AVAILABLE DATA —
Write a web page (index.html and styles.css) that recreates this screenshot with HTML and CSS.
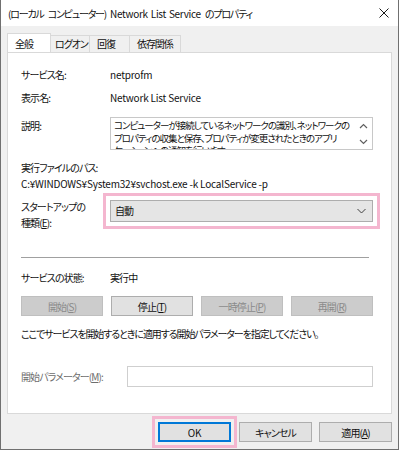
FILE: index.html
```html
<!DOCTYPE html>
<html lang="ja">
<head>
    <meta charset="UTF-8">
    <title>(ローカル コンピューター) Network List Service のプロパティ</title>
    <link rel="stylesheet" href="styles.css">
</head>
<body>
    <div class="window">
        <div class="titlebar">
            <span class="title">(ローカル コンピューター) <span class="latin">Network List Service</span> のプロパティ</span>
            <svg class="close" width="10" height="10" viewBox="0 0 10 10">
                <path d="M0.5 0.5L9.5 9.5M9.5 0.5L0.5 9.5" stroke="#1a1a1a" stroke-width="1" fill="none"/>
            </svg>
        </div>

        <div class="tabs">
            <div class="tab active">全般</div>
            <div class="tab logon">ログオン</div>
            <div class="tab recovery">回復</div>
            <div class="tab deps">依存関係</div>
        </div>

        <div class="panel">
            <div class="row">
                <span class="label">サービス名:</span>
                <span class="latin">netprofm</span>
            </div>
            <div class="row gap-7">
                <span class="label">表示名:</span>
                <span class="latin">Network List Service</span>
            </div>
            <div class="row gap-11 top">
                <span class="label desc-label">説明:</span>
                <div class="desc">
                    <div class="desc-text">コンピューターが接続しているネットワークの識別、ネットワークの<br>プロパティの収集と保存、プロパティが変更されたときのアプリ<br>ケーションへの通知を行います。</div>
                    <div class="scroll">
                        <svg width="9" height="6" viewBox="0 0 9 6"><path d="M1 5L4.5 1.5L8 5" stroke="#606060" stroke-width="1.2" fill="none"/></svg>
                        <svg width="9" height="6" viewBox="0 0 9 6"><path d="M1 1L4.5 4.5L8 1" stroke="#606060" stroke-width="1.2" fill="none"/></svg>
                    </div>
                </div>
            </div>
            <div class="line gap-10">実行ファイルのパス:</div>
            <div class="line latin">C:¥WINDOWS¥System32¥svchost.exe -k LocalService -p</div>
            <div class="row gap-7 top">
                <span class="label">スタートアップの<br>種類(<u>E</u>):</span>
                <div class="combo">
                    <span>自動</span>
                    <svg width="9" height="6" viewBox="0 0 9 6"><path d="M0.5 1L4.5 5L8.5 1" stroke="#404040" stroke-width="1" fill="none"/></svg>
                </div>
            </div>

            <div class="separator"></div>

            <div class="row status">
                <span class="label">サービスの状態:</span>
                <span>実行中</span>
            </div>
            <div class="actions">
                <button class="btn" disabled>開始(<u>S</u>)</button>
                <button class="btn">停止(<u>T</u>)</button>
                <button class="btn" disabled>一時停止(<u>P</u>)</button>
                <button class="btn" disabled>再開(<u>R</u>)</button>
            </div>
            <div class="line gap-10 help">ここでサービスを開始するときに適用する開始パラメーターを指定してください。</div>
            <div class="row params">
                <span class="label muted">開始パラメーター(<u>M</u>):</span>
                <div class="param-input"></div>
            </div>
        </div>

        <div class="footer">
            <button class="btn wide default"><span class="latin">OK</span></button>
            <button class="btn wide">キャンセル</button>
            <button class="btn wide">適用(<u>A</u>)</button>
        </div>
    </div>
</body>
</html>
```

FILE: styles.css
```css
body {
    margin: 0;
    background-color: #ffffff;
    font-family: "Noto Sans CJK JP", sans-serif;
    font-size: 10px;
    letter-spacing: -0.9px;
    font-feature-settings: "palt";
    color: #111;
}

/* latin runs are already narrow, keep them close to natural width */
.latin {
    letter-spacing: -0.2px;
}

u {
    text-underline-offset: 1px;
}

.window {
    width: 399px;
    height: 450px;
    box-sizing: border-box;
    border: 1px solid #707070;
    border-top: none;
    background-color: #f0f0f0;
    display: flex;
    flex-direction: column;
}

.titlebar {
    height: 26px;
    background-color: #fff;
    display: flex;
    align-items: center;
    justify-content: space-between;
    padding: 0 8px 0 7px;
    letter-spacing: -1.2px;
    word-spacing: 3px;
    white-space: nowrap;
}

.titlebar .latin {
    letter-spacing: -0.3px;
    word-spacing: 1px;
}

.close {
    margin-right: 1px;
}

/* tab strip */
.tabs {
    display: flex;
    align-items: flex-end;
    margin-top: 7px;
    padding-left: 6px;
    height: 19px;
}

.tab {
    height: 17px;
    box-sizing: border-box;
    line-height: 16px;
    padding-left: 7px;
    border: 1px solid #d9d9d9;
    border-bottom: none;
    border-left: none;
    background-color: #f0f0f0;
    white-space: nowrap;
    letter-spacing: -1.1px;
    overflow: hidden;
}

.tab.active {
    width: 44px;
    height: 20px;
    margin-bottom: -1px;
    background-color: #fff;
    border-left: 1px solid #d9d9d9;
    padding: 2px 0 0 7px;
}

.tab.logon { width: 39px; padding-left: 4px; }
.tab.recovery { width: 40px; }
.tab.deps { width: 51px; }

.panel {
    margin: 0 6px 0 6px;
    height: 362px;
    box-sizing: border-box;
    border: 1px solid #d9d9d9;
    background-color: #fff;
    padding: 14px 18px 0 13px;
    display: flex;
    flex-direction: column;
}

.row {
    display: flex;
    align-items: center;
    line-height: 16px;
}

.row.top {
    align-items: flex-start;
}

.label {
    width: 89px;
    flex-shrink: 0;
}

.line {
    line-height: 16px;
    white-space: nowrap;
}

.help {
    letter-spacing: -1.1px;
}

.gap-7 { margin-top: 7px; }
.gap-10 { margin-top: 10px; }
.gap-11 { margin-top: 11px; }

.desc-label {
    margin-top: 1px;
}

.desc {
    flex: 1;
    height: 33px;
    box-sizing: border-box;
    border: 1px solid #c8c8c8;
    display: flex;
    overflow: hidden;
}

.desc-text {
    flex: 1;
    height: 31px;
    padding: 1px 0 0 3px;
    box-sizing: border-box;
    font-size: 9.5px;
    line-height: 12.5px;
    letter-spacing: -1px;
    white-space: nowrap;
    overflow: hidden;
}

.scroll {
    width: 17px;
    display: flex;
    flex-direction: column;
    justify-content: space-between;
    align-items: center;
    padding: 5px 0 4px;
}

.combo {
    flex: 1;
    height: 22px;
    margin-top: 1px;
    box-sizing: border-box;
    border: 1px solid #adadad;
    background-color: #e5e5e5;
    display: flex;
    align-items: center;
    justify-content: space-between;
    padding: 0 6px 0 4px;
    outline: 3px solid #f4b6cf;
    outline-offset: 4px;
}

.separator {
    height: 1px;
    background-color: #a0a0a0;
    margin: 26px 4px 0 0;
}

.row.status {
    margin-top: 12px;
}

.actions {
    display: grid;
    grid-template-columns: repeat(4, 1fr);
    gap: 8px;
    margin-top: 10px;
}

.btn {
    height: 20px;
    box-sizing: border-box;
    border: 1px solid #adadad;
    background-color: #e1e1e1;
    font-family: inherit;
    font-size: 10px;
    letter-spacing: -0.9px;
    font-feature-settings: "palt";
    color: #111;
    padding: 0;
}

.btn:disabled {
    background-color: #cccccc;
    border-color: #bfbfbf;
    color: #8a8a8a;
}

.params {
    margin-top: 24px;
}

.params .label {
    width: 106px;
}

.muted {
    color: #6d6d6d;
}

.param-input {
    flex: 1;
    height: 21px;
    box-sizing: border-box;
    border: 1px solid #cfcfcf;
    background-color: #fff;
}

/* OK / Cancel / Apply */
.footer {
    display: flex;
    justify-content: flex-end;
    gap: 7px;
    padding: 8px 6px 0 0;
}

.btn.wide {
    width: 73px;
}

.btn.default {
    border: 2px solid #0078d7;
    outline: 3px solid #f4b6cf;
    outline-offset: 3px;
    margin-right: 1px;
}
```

EXERCISE OBJECTIVE — Images in the data above are to be skipped. Retype all other material exactly.

EXERCISE RESULT —
Write a web page (index.html and styles.css) that recreates this screenshot with HTML and CSS.
FILE: index.html
```html
<!DOCTYPE html>
<html lang="ja">
<head>
    <meta charset="UTF-8">
    <title>(ローカル コンピューター) Network List Service のプロパティ</title>
    <link rel="stylesheet" href="styles.css">
</head>
<body>
    <div class="window">
        <div class="titlebar">
            <span class="title">(ローカル コンピューター) <span class="latin">Network List Service</span> のプロパティ</span>
            <svg class="close" width="10" height="10" viewBox="0 0 10 10">
                <path d="M0.5 0.5L9.5 9.5M9.5 0.5L0.5 9.5" stroke="#1a1a1a" stroke-width="1" fill="none"/>
            </svg>
        </div>

        <div class="tabs">
            <div class="tab active">全般</div>
            <div class="tab logon">ログオン</div>
            <div class="tab recovery">回復</div>
            <div class="tab deps">依存関係</div>
        </div>

        <div class="panel">
            <div class="row">
                <span class="label">サービス名:</span>
                <span class="latin">netprofm</span>
            </div>
            <div class="row gap-7">
                <span class="label">表示名:</span>
                <span class="latin">Network List Service</span>
            </div>
            <div class="row gap-11 top">
                <span class="label desc-label">説明:</span>
                <div class="desc">
                    <div class="desc-text">コンピューターが接続しているネットワークの識別、ネットワークの<br>プロパティの収集と保存、プロパティが変更されたときのアプリ<br>ケーションへの通知を行います。</div>
                    <div class="scroll">
                        <svg width="9" height="6" viewBox="0 0 9 6"><path d="M1 5L4.5 1.5L8 5" stroke="#606060" stroke-width="1.2" fill="none"/></svg>
                        <svg width="9" height="6" viewBox="0 0 9 6"><path d="M1 1L4.5 4.5L8 1" stroke="#606060" stroke-width="1.2" fill="none"/></svg>
                    </div>
                </div>
            </div>
            <div class="line gap-10">実行ファイルのパス:</div>
            <div class="line latin">C:¥WINDOWS¥System32¥svchost.exe -k LocalService -p</div>
            <div class="row gap-7 top">
                <span class="label">スタートアップの<br>種類(<u>E</u>):</span>
                <div class="combo">
                    <span>自動</span>
                    <svg width="9" height="6" viewBox="0 0 9 6"><path d="M0.5 1L4.5 5L8.5 1" stroke="#404040" stroke-width="1" fill="none"/></svg>
                </div>
            </div>

            <div class="separator"></div>

            <div class="row status">
                <span class="label">サービスの状態:</span>
                <span>実行中</span>
            </div>
            <div class="actions">
                <button class="btn" disabled>開始(<u>S</u>)</button>
                <button class="btn">停止(<u>T</u>)</button>
                <button class="btn" disabled>一時停止(<u>P</u>)</button>
                <button class="btn" disabled>再開(<u>R</u>)</button>
            </div>
            <div class="line gap-10 help">ここでサービスを開始するときに適用する開始パラメーターを指定してください。</div>
            <div class="row params">
                <span class="label muted">開始パラメーター(<u>M</u>):</span>
                <div class="param-input"></div>
            </div>
        </div>

        <div class="footer">
            <button class="btn wide default"><span class="latin">OK</span></button>
            <button class="btn wide">キャンセル</button>
            <button class="btn wide">適用(<u>A</u>)</button>
        </div>
    </div>
</body>
</html>
```

FILE: styles.css
```css
body {
    margin: 0;
    background-color: #ffffff;
    font-family: "Noto Sans CJK JP", sans-serif;
    font-size: 10px;
    letter-spacing: -0.9px;
    font-feature-settings: "palt";
    color: #111;
}

/* latin runs are already narrow, keep them close to natural width */
.latin {
    letter-spacing: -0.2px;
}

u {
    text-underline-offset: 1px;
}

.window {
    width: 399px;
    height: 450px;
    box-sizing: border-box;
    border: 1px solid #707070;
    border-top: none;
    background-color: #f0f0f0;
    display: flex;
    flex-direction: column;
}

.titlebar {
    height: 26px;
    background-color: #fff;
    display: flex;
    align-items: center;
    justify-content: space-between;
    padding: 0 8px 0 7px;
    letter-spacing: -1.2px;
    word-spacing: 3px;
    white-space: nowrap;
}

.titlebar .latin {
    letter-spacing: -0.3px;
    word-spacing: 1px;
}

.close {
    margin-right: 1px;
}

/* tab strip */
.tabs {
    display: flex;
    align-items: flex-end;
    margin-top: 7px;
    padding-left: 6px;
    height: 19px;
}

.tab {
    height: 17px;
    box-sizing: border-box;
    line-height: 16px;
    padding-left: 7px;
    border: 1px solid #d9d9d9;
    border-bottom: none;
    border-left: none;
    background-color: #f0f0f0;
    white-space: nowrap;
    letter-spacing: -1.1px;
    overflow: hidden;
}

.tab.active {
    width: 44px;
    height: 20px;
    margin-bottom: -1px;
    background-color: #fff;
    border-left: 1px solid #d9d9d9;
    padding: 2px 0 0 7px;
}

.tab.logon { width: 39px; padding-left: 4px; }
.tab.recovery { width: 40px; }
.tab.deps { width: 51px; }

.panel {
    margin: 0 6px 0 6px;
    height: 362px;
    box-sizing: border-box;
    border: 1px solid #d9d9d9;
    background-color: #fff;
    padding: 14px 18px 0 13px;
    display: flex;
    flex-direction: column;
}

.row {
    display: flex;
    align-items: center;
    line-height: 16px;
}

.row.top {
    align-items: flex-start;
}

.label {
    width: 89px;
    flex-shrink: 0;
}

.line {
    line-height: 16px;
    white-space: nowrap;
}

.help {
    letter-spacing: -1.1px;
}

.gap-7 { margin-top: 7px; }
.gap-10 { margin-top: 10px; }
.gap-11 { margin-top: 11px; }

.desc-label {
    margin-top: 1px;
}

.desc {
    flex: 1;
    height: 33px;
    box-sizing: border-box;
    border: 1px solid #c8c8c8;
    display: flex;
    overflow: hidden;
}

.desc-text {
    flex: 1;
    height: 31px;
    padding: 1px 0 0 3px;
    box-sizing: border-box;
    font-size: 9.5px;
    line-height: 12.5px;
    letter-spacing: -1px;
    white-space: nowrap;
    overflow: hidden;
}

.scroll {
    width: 17px;
    display: flex;
    flex-direction: column;
    justify-content: space-between;
    align-items: center;
    padding: 5px 0 4px;
}

.combo {
    flex: 1;
    height: 22px;
    margin-top: 1px;
    box-sizing: border-box;
    border: 1px solid #adadad;
    background-color: #e5e5e5;
    display: flex;
    align-items: center;
    justify-content: space-between;
    padding: 0 6px 0 4px;
    outline: 3px solid #f4b6cf;
    outline-offset: 4px;
}

.separator {
    height: 1px;
    background-color: #a0a0a0;
    margin: 26px 4px 0 0;
}

.row.status {
    margin-top: 12px;
}

.actions {
    display: grid;
    grid-template-columns: repeat(4, 1fr);
    gap: 8px;
    margin-top: 10px;
}

.btn {
    height: 20px;
    box-sizing: border-box;
    border: 1px solid #adadad;
    background-color: #e1e1e1;
    font-family: inherit;
    font-size: 10px;
    letter-spacing: -0.9px;
    font-feature-settings: "palt";
    color: #111;
    padding: 0;
}

.btn:disabled {
    background-color: #cccccc;
    border-color: #bfbfbf;
    color: #8a8a8a;
}

.params {
    margin-top: 24px;
}

.params .label {
    width: 106px;
}

.muted {
    color: #6d6d6d;
}

.param-input {
    flex: 1;
    height: 21px;
    box-sizing: border-box;
    border: 1px solid #cfcfcf;
    background-color: #fff;
}

/* OK / Cancel / Apply */
.footer {
    display: flex;
    justify-content: flex-end;
    gap: 7px;
    padding: 8px 6px 0 0;
}

.btn.wide {
    width: 73px;
}

.btn.default {
    border: 2px solid #0078d7;
    outline: 3px solid #f4b6cf;
    outline-offset: 3px;
    margin-right: 1px;
}
```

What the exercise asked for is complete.